Understanding Capital Gains Tax Reform

Capital gains tax reform is a critical topic that impacts investors, homeowners, and the overall economy. Understanding how these reforms work can help individuals and businesses make informed decisions about their investments and financial strategies. This article will explore the complexities of capital gains tax reform, its implications, and important considerations for taxpayers.

What is Capital Gains Tax?

Capital gains tax is a tax on the profit earned from the sale of an asset, such as stocks, bonds, or real estate. The capital gain is calculated as the difference between the selling price and the original purchase price, also known as the basis. The rate at which these gains are taxed depends on several factors, including the holding period of the asset and the taxpayer’s income level.
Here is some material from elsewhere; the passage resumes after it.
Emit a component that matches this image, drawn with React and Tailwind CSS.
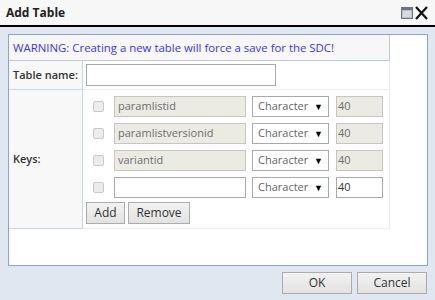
import React from "react";

const keys = [
  { name: "paramlistid", locked: true },
  { name: "paramlistversionid", locked: true },
  { name: "variantid", locked: true },
  { name: "", locked: false },
];

const KeyRow = ({ item }) => {
  const field = item.locked
    ? "bg-[#ebebe4] border-[#c6c6c0] text-[#6d6d6d]"
    : "bg-white border-[#a9a9a9] text-[#333]";
  return (
    <div className="flex items-center h-[21px] mb-[6px]">
      <span className="ml-[7px] w-[11px] h-[11px] rounded-[2px] border border-[#c9c9c9] bg-[#ececec]"></span>
      <div className={`ml-[10px] w-[132px] h-[21px] border px-[3px] flex items-center ${field}`}>
        {item.name}
      </div>
      <div className="ml-[6px] w-[77px] h-[21px] border border-[#a9a9a9] bg-white px-[5px] flex items-center justify-between text-[#666]">
        <span>Character</span>
        <span className="text-[9px] text-black">▼</span>
      </div>
      <div className={`ml-[7px] w-[47px] h-[21px] border px-[1px] flex items-center ${field}`}>
        40
      </div>
    </div>
  );
};

const App = () => {
  return (
    <div className="w-[435px] h-[300px] bg-[#e1e7f0] flex flex-col text-[11px] font-['Open_Sans',sans-serif] text-[#333]">
      {/* Title bar */}
      <div className="h-[27px] bg-[#f7f7f7] border-b-2 border-black flex items-center justify-between pl-[6px] pr-[6px]">
        <span className="text-[12px] font-bold text-[#222]">Add Table</span>
        <div className="flex items-center gap-[1px]">
          <svg width="12" height="12" viewBox="0 0 12 12">
            <rect x="0.5" y="0.5" width="11" height="11" fill="#b7c0cc" stroke="#6b7480" />
            <rect x="1" y="1" width="10" height="2" fill="#6b7480" />
            <rect x="2" y="4" width="8" height="6" fill="#d5dbe3" />
          </svg>
          <svg width="15" height="14" viewBox="0 0 15 14">
            <path d="M2 1 L13 13 M13 1 L2 13" stroke="#111" strokeWidth="2.2" />
          </svg>
        </div>
      </div>

      {/* Content panel */}
      <div className="mt-[7px] ml-[8px] mr-[7px] h-[232px] bg-white border border-[#88a6d4]">
        <div className="w-[381px]">
          <div className="h-[26px] bg-[#f7f7f7] border-b border-r border-[#bccbd6] flex items-center pl-[4px] text-[11.4px] text-[#3a35f0]">
            WARNING: Creating a new table will force a save for the SDC!
          </div>
          <div className="flex border-r border-[#ececec]">
            <div className="w-[74px] shrink-0 bg-[#f8f8f8] border-r border-[#c8d6e4] flex flex-col">
              <div className="h-[29px] flex items-center pl-[4px] font-semibold border-b border-[#c8d6e4]">
                Table name:
              </div>
              <div className="h-[139px] flex items-center pl-[4px] font-semibold border-b border-[#c8d6e4]">
                Keys:
              </div>
            </div>
            <div className="flex-1 flex flex-col">
              <div className="h-[29px] flex items-center pl-[3px] border-b border-[#ececec]">
                <div className="w-[190px] h-[22px] border border-[#a9a9a9] bg-white"></div>
              </div>
              <div className="h-[139px] pl-[3px] pt-[6px] border-b border-[#f0f0f0]">
                {keys.map((item, i) => (
                  <KeyRow key={i} item={item} />
                ))}
                <div className="flex gap-[3px] -mt-[2px]">
                  <button className="w-[39px] h-[22px] border border-[#acacac] bg-gradient-to-b from-[#f2f2f2] to-[#e2e2e2] text-[12px] text-[#333]">
                    Add
                  </button>
                  <button className="w-[62px] h-[22px] border border-[#acacac] bg-gradient-to-b from-[#f2f2f2] to-[#e2e2e2] text-[12px] text-[#333]">
                    Remove
                  </button>
                </div>
              </div>
            </div>
          </div>
        </div>
      </div>

      {/* Footer buttons */}
      <div className="flex justify-end gap-[5px] mt-[6px] mr-[8px]">
        <button className="w-[70px] h-[22px] border border-[#acacac] bg-gradient-to-b from-[#f2f2f2] to-[#e2e2e2] text-[12px] text-[#333]">
          OK
        </button>
        <button className="w-[70px] h-[22px] border border-[#acacac] bg-gradient-to-b from-[#f2f2f2] to-[#e2e2e2] text-[12px] text-[#333]">
          Cancel
        </button>
      </div>
    </div>
  );
};

export default App;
There are two primary types of capital gains:

  • Short-term capital gains: Profits from assets held for one year or less. These gains are typically taxed at ordinary income tax rates.
  • Long-term capital gains: Profits from assets held for more than one year. These gains are usually taxed at reduced rates, which can vary based on income levels.

Understanding the distinctions between these two types of capital gains is crucial for tax planning.
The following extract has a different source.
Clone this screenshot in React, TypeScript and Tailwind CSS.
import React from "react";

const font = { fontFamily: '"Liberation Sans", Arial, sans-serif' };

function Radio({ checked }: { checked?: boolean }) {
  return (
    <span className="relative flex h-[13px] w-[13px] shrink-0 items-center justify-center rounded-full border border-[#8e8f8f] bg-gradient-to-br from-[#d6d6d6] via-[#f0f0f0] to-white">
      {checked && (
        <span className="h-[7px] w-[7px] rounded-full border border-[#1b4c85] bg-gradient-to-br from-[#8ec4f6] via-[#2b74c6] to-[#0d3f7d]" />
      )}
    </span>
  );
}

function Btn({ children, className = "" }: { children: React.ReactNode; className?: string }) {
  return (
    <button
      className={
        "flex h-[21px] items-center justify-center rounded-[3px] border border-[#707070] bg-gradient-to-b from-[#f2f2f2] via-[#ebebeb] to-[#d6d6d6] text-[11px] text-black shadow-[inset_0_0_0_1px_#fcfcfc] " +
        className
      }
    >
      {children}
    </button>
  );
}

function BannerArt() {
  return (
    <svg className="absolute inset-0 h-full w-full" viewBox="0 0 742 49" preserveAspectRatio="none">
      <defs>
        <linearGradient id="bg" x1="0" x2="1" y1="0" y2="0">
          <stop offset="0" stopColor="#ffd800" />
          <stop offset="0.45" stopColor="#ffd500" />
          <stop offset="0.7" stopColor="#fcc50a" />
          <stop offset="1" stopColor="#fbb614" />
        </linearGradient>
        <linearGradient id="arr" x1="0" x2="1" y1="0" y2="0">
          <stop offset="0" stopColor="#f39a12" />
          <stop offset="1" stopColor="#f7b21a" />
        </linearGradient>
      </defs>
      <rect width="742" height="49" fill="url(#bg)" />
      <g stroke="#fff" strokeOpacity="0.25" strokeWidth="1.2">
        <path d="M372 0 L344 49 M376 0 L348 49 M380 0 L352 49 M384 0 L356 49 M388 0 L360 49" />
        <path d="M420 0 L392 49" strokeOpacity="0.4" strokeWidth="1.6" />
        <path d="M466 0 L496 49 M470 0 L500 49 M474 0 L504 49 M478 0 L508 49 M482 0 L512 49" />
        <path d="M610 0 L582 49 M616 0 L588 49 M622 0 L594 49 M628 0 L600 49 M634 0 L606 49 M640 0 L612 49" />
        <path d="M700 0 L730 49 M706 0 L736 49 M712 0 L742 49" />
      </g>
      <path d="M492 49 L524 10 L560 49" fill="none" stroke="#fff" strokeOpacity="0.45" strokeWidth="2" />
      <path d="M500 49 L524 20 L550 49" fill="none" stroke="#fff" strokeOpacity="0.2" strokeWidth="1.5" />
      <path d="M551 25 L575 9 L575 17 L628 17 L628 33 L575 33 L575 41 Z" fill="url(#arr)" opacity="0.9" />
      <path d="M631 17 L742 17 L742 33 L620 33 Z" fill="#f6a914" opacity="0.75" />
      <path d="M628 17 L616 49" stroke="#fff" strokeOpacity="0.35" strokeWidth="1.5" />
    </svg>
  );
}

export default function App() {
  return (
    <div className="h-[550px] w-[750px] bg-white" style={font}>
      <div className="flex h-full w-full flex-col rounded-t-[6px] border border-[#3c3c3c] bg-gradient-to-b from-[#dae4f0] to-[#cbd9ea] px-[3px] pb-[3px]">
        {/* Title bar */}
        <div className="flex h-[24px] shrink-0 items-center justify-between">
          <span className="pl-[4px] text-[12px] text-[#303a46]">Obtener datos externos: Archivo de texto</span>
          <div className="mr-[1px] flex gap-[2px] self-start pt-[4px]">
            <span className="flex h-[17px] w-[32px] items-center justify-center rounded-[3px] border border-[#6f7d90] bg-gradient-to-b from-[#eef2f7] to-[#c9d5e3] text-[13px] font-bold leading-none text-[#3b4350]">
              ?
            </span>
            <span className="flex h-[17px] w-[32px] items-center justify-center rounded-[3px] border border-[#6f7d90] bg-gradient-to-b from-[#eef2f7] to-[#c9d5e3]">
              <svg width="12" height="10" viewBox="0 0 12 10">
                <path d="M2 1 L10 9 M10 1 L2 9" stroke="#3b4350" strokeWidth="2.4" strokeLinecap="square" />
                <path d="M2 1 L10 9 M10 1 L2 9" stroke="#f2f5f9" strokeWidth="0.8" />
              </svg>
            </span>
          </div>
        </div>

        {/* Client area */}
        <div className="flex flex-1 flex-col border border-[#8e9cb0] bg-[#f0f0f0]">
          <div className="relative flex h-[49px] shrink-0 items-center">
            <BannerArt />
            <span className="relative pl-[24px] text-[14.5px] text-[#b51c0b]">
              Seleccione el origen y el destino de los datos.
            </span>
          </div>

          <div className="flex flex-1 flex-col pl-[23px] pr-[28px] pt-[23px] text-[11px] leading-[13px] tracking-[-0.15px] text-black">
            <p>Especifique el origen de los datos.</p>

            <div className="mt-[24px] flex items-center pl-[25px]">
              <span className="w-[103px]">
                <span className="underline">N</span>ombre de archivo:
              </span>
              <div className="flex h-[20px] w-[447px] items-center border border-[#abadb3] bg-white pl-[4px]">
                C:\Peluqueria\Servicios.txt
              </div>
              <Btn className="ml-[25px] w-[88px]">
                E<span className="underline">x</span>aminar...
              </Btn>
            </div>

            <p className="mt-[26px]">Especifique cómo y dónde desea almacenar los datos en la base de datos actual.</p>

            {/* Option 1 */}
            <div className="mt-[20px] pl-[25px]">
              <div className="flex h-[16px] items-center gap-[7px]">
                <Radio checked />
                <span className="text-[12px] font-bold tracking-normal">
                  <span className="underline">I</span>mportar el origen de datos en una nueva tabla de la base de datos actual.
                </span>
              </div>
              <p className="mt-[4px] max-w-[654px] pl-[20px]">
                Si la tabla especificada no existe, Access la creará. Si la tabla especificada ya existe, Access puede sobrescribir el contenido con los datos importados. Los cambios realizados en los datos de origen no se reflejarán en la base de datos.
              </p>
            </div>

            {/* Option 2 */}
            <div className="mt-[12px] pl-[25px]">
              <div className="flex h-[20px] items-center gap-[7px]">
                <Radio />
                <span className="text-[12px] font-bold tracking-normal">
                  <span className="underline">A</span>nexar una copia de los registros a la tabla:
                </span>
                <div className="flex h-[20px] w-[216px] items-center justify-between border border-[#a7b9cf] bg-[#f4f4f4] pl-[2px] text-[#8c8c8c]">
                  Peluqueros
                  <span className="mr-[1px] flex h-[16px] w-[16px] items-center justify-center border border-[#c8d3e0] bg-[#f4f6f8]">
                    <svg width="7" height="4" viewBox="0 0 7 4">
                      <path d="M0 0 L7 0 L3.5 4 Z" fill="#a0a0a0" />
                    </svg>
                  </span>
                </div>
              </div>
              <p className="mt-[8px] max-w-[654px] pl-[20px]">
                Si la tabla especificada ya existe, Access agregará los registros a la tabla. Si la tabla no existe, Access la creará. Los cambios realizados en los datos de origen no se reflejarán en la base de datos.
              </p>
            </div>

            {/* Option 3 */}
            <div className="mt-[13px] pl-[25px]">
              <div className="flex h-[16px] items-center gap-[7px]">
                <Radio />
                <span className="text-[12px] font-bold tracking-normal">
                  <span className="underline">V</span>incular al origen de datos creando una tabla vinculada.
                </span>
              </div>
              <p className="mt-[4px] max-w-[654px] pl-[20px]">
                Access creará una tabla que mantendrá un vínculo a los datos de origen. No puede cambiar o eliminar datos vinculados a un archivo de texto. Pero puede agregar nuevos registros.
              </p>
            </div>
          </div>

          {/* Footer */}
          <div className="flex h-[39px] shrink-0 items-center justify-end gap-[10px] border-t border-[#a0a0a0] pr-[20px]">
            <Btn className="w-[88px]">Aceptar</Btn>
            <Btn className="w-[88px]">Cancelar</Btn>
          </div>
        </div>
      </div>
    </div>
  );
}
The Need for Capital Gains Tax Reform

The debate surrounding capital gains tax reform often centers on equity and economic growth. Advocates for reform argue that the current tax system disproportionately benefits wealthier individuals who can afford to hold assets longer to secure lower long-term capital gains rates. Reformers also suggest that adjusting these rates could provide the government with additional revenue to fund social programs.

Conversely, opponents of reform argue that increasing capital gains taxes could stifle investment and economic growth. They contend that higher rates may discourage entrepreneurship and wealth accumulation, ultimately harming the economy. This ongoing debate highlights the need for a thoughtful and balanced approach to capital gains tax reform.

Current Capital Gains Tax Rates

As of the most recent tax guidelines, capital gains tax rates in the United States vary based on the individual’s taxable income. Here’s a summary of the current rates:

  • 0% rate: For individuals in the lowest income brackets.
  • 15% rate: For individuals in the middle-income brackets.
  • 20% rate: For high-income earners.

Additional surcharges may apply in certain circumstances, particularly for high earners involved in specific types of investments. Understanding where you fall within these brackets can significantly impact your tax liabilities.